(Records contained in a dataset)
^^^^^^^^

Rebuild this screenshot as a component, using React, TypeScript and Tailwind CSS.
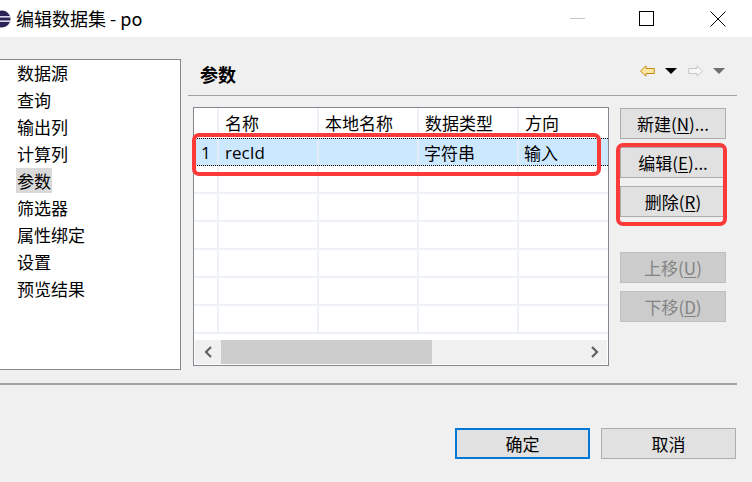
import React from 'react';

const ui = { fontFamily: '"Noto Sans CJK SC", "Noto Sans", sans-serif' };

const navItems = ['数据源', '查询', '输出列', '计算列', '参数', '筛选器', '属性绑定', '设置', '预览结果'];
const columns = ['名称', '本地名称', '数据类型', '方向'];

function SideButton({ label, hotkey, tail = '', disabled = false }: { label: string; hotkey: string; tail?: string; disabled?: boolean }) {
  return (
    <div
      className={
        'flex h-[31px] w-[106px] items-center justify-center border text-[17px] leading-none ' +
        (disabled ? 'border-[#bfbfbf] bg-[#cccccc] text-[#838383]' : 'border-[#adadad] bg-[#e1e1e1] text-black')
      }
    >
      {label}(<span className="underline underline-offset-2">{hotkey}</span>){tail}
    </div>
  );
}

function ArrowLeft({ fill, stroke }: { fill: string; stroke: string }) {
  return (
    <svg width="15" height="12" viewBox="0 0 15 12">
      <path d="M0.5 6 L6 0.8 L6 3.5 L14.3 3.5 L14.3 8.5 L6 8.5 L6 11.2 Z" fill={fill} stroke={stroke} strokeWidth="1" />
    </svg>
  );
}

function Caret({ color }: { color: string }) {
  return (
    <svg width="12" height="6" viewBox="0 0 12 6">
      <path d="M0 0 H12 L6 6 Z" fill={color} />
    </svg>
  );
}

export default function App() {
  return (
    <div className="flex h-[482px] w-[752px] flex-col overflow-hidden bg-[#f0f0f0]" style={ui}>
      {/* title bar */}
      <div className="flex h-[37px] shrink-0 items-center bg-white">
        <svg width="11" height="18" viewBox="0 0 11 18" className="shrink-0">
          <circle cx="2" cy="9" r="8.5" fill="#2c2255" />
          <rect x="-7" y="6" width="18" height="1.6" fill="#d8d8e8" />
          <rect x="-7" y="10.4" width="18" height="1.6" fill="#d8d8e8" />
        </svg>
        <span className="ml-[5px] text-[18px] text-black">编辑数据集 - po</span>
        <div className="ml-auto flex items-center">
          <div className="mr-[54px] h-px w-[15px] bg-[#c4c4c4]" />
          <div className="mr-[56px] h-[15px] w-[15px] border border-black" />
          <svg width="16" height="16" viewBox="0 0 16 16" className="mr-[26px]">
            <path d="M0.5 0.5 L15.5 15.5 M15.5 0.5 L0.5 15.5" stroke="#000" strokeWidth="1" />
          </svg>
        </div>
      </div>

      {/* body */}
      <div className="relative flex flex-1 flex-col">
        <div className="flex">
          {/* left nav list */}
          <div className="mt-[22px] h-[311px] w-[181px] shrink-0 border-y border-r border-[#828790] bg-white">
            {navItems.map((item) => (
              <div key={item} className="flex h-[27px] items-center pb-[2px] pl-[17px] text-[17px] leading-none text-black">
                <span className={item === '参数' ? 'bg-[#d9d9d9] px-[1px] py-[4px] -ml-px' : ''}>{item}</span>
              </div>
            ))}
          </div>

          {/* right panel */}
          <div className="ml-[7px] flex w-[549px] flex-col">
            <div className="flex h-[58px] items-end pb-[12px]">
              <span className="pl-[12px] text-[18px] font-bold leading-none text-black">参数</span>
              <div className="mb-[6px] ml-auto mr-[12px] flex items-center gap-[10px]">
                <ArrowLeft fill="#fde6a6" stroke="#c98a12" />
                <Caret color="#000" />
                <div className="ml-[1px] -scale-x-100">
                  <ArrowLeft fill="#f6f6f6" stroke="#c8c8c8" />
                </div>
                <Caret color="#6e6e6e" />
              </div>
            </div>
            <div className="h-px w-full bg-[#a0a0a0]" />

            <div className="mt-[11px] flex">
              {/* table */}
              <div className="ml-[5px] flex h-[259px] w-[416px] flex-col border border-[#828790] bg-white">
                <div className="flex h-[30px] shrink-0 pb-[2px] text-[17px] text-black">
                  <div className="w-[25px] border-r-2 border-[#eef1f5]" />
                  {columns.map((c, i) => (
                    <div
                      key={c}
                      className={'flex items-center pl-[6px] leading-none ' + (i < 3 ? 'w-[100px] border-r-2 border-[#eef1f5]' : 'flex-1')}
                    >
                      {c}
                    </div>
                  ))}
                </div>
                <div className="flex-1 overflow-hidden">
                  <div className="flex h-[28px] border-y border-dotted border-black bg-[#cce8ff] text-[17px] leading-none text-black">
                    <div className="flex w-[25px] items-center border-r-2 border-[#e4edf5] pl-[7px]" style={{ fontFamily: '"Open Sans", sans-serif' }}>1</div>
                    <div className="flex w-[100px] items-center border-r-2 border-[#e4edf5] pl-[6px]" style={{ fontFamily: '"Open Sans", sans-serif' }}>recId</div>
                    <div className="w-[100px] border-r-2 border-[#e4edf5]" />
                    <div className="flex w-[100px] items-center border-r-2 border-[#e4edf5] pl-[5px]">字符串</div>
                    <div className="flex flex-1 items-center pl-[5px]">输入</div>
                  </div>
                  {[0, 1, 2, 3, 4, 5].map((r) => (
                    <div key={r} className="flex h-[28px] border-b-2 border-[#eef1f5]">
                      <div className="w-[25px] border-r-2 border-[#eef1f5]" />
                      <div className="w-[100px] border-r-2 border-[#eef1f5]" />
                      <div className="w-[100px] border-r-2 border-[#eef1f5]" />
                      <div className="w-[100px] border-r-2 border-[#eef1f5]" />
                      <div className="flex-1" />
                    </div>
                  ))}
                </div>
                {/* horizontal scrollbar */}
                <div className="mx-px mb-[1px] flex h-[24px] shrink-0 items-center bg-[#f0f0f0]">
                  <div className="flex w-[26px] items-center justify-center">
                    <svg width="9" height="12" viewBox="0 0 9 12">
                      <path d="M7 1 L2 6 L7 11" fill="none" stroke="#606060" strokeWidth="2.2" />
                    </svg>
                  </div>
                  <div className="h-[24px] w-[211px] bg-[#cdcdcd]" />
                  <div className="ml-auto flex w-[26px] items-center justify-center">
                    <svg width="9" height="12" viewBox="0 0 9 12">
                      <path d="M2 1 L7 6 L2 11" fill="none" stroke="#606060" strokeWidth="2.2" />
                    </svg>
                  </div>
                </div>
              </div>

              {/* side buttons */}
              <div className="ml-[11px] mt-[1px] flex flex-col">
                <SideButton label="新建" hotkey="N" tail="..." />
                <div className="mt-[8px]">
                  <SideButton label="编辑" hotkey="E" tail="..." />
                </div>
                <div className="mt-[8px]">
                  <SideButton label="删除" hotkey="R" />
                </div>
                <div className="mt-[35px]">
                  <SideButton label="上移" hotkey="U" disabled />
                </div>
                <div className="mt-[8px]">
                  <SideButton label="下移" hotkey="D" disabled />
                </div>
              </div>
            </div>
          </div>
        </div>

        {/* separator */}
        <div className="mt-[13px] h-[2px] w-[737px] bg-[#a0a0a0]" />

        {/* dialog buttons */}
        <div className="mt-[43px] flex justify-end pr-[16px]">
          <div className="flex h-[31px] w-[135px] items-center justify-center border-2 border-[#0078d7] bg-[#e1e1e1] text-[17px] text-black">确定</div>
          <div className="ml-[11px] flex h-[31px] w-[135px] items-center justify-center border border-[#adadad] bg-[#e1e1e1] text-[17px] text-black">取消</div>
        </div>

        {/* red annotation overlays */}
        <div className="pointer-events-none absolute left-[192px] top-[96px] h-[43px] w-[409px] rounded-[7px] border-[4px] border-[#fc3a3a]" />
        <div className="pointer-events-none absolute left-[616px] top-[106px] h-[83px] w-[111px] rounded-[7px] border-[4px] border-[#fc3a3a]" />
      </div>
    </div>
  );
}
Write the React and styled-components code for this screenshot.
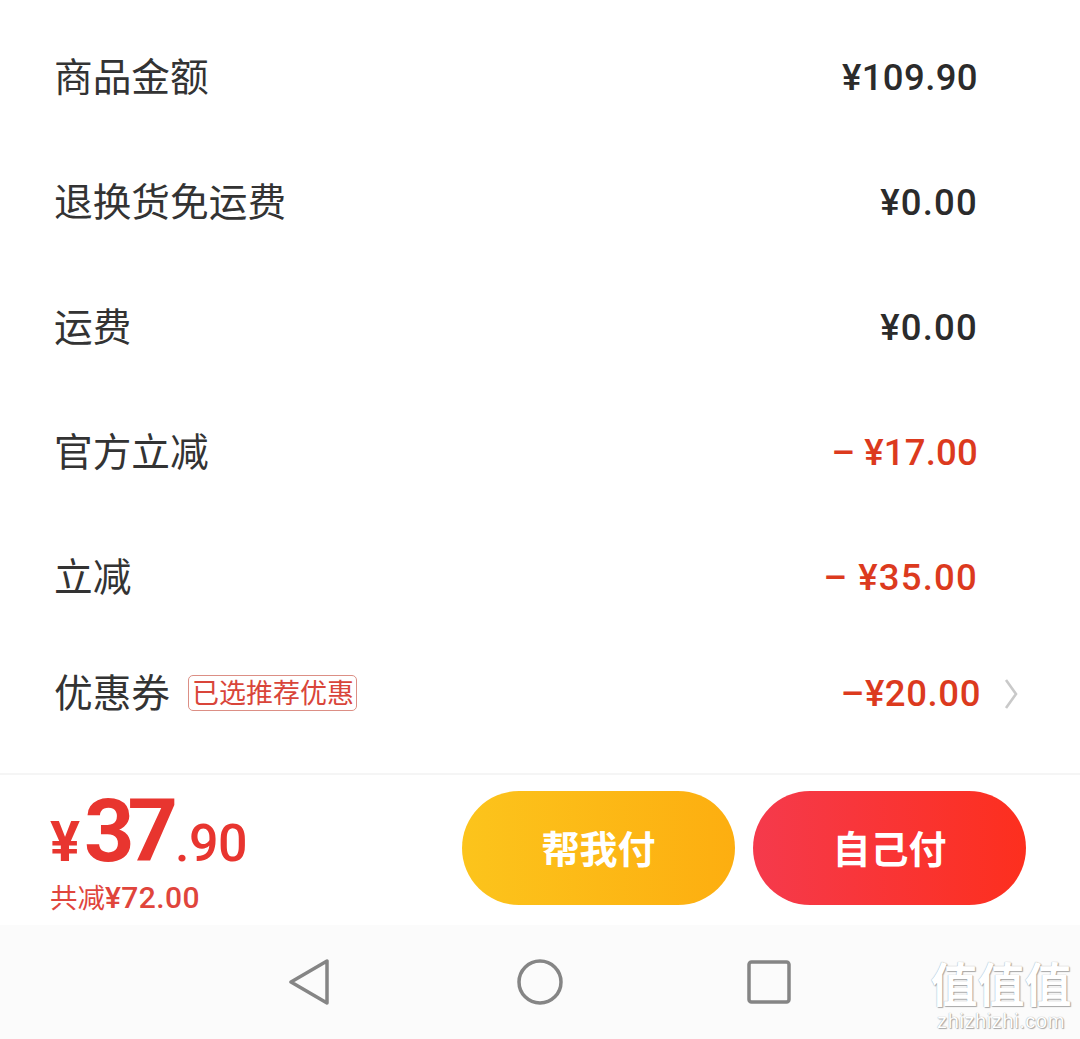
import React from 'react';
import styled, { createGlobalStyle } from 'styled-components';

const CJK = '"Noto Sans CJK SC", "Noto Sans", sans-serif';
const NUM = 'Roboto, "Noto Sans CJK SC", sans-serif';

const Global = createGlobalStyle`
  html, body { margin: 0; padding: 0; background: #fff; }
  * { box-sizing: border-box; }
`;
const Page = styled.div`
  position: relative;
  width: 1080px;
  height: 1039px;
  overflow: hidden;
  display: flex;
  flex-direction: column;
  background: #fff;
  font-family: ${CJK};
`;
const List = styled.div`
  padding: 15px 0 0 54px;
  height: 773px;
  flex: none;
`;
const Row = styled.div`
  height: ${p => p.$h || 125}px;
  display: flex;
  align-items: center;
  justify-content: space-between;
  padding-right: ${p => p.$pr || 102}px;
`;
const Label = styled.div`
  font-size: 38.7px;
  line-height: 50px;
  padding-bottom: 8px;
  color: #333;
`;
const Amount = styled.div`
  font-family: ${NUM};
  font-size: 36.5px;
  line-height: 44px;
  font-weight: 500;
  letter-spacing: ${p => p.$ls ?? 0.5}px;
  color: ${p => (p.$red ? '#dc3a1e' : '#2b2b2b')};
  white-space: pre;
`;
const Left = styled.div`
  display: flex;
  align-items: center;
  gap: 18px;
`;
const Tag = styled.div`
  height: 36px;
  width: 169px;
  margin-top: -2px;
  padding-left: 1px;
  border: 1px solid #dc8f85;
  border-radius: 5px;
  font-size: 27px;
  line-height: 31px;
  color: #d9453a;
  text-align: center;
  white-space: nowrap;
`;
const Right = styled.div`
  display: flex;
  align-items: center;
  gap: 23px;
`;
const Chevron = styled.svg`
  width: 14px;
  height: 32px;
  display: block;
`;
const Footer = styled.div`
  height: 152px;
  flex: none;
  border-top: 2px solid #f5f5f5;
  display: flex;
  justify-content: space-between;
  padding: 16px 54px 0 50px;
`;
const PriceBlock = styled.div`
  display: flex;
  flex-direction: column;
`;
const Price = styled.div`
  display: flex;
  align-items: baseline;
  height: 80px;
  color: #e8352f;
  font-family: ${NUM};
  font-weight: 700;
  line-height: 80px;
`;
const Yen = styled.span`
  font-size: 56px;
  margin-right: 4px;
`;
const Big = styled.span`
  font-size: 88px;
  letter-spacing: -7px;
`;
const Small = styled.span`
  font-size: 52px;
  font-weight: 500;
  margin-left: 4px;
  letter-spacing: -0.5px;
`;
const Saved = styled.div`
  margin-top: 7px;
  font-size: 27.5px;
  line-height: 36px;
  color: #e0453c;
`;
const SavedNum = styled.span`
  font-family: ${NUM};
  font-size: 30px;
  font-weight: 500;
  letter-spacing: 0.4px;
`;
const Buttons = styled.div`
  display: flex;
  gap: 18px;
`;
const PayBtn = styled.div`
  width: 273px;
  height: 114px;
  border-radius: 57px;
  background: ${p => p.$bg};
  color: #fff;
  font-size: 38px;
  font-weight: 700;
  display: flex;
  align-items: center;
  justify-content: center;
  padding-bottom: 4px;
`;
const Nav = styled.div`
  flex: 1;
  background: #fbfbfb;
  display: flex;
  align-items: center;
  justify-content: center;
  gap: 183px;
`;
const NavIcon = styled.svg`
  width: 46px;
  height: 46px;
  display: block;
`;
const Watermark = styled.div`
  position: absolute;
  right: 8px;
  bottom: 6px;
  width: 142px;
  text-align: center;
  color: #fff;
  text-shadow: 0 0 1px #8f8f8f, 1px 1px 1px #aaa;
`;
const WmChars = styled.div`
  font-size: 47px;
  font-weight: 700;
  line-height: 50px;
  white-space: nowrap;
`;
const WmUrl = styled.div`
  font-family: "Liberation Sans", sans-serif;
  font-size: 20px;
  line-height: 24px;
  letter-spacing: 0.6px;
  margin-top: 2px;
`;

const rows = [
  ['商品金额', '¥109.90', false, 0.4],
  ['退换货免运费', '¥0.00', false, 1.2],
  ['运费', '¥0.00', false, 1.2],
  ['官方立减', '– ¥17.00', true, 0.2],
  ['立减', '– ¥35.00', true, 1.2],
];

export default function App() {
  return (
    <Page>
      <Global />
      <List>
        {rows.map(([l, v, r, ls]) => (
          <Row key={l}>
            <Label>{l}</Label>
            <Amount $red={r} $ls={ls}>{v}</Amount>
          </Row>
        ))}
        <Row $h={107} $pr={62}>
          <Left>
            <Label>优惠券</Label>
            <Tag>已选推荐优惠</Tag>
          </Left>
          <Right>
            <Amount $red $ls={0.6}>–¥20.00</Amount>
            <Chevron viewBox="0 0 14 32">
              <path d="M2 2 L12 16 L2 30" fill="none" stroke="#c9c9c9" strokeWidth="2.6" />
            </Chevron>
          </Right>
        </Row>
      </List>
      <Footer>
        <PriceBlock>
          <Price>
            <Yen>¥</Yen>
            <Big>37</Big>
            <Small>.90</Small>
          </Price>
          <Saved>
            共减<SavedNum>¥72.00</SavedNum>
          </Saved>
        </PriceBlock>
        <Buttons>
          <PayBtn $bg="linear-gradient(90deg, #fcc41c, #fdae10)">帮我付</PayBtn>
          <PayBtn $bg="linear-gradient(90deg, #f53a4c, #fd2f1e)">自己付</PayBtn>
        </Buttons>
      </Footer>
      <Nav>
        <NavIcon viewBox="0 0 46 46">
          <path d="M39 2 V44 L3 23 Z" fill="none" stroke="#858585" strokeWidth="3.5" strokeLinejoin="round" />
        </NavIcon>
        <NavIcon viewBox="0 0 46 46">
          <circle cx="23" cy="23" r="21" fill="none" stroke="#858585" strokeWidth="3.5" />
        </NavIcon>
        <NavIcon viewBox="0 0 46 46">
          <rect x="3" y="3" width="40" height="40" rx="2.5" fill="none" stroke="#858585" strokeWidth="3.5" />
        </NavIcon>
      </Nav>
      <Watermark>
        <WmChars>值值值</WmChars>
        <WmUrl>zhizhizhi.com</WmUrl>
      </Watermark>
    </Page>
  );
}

^^^^^^^^

• TASK BRIEF
Show every line that contains the word "this".

• WRITTEN ANSWER
Rebuild this screenshot as a component, using React, TypeScript and Tailwind CSS.
Write the React and styled-components code for this screenshot.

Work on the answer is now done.